Within a few minutes of arriving I found Forty-spots near the dam.  They 
were feeding quite close to the ground, no higher than 5-6 metres and were 
the common pardalote there.  One bird was carrying food into a burrow, so 
presumably they are breeding.  My other target was Dusky Robin and a pair 
was present right near the carpark.  Other Tasmanian endemics I saw there 
were Yellow Wattlebird, Yellow-throated Honeyeater, Black-headed Honeyeater 
and Tasmanian Native Hen.  A Brush bronzewing along the trail behind the 
dam was also notable for a Queenslander like myself.

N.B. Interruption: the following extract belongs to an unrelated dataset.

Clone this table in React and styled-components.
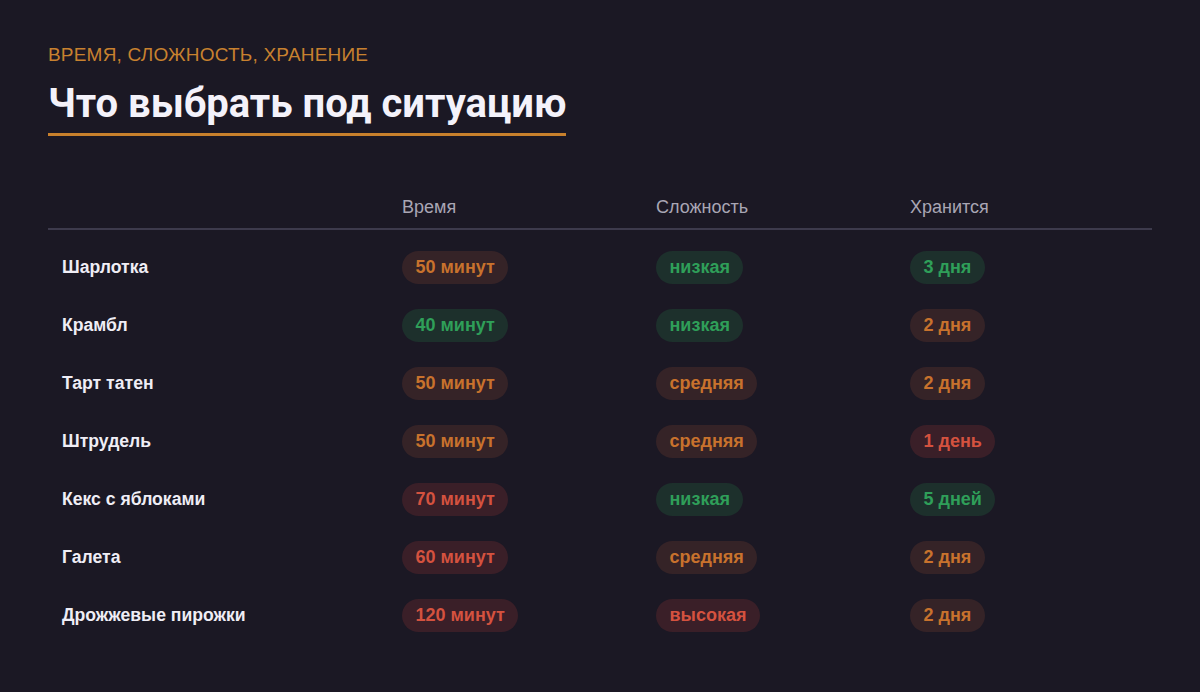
import React from "react";
import styled, { createGlobalStyle } from "styled-components";

const Global = createGlobalStyle`
  html, body { margin: 0; padding: 0; background: #1b1824; }
  body { font-family: "Liberation Sans", Arial, sans-serif; }
`;

const Page = styled.div`
  min-height: 692px;
  box-sizing: border-box;
  padding: 44px 48px 40px;
  background: #1b1824;
`;

const Eyebrow = styled.div`
  color: #c8812f;
  font-size: 19px;
  letter-spacing: 0.2px;
  text-transform: uppercase;
  line-height: 22px;
`;

const Title = styled.h1`
  display: inline-block;
  margin: 14px 0 0;
  padding-bottom: 5px;
  border-bottom: 3px solid #c8802c;
  color: #f4f2fa;
  font-family: Roboto, "Liberation Sans", sans-serif;
  font-size: 40px;
  font-weight: 700;
  line-height: 48px;
`;

const Table = styled.div`
  margin-top: 48px;
  display: grid;
  grid-template-columns: 340px 254px 254px 1fr;
`;

const HeadCell = styled.div`
  padding: 12px 14px 10px;
  margin-bottom: 8px;
  color: #a9a6b4;
  font-size: 18px;
  line-height: 22px;
  border-bottom: 2px solid #3d3a4c;
`;

const NameCell = styled.div`
  padding: 0 14px;
  height: 58px;
  display: flex;
  align-items: center;
  color: #efedf5;
  font-size: 17.6px;
  font-weight: 700;
`;

const Cell = styled.div`
  padding: 0 14px;
  height: 58px;
  display: flex;
  align-items: center;
`;

const tones = {
  orange: { fg: "#c8722d", bg: "#352327" },
  green: { fg: "#2f9f59", bg: "#1d302c" },
  red: { fg: "#d4523f", bg: "#3a1f28" },
};

const Pill = styled.span`
  display: inline-flex;
  align-items: center;
  height: 33px;
  padding: 0 13.5px;
  border-radius: 17px;
  font-size: 18px;
  font-weight: 700;
  color: ${(p) => tones[p.$tone].fg};
  background: ${(p) => tones[p.$tone].bg};
`;

const rows = [
  ["Шарлотка", ["50 минут", "orange"], ["низкая", "green"], ["3 дня", "green"]],
  ["Крамбл", ["40 минут", "green"], ["низкая", "green"], ["2 дня", "orange"]],
  ["Тарт татен", ["50 минут", "orange"], ["средняя", "orange"], ["2 дня", "orange"]],
  ["Штрудель", ["50 минут", "orange"], ["средняя", "orange"], ["1 день", "red"]],
  ["Кекс с яблоками", ["70 минут", "red"], ["низкая", "green"], ["5 дней", "green"]],
  ["Галета", ["60 минут", "red"], ["средняя", "orange"], ["2 дня", "orange"]],
  ["Дрожжевые пирожки", ["120 минут", "red"], ["высокая", "red"], ["2 дня", "orange"]],
];

export default function App() {
  return (
    <Page>
      <Global />
      <Eyebrow>Время, сложность, хранение</Eyebrow>
      <Title>Что выбрать под ситуацию</Title>
      <Table>
        <HeadCell />
        <HeadCell>Время</HeadCell>
        <HeadCell>Сложность</HeadCell>
        <HeadCell>Хранится</HeadCell>
        {rows.map(([name, ...cells]) => (
          <React.Fragment key={name}>
            <NameCell>{name}</NameCell>
            {cells.map(([text, tone], i) => (
              <Cell key={i}>
                <Pill $tone={tone}>{text}</Pill>
              </Cell>
            ))}
          </React.Fragment>
        ))}
      </Table>
    </Page>
  );
}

The non-birding highlight was undoubtedly one, and possibly two, Platypus 
in the dam.

This is an excellent reserve and is easily reached.  My attention was first 
drawn to it by Murray Lord on Birding Aus last year.  His directions were 
clear and accurate and I have included them here for reference:

"It is called the Peter Murrell Nature Reserve and is at Huntingfield, just 
south of Hobart. To get there take the Southern Outlet from Hobart, 
following the signs to Blackmans Bay when you get to the end. Continue 
onwards until you get to the Australian Antarctic Division offices. Just 
afterwards you get to a roundabout (where traffic to Blackmans Bay goes 
left). Go straight on and turn left about fifty metres after the 
roundabout. Continue along that road for, I guess, almost a kilometre until 
you come to the very large Vodafone building. Immediately after that you 
will see a sign to the reserve. Turn left onto the dirt track and drive 
200m to the end." [Note that the track runs alongside the Vodafone building 
so Murray does mean to turn "immediately"]

Richard Johnson also sang the praises of this reserve earlier this year and 
in last Saturday's Hobart Mercury there was an article by Don Knowler on 
the reserve and its Pardolates.

I managed to see 11 endemics on that day between the Peter Murrell Reserve, 
Fern Tree and Mount Wellington.  I only missed Strong-billed Honeyeater but 
picked that up the following day.  My most memorable birding moment of the 
trip was not one of the endemics, but a spectacular male Flame Robin in the 
snow at Lake Dobson in Mt Field National Park.

It was a very productive short trip.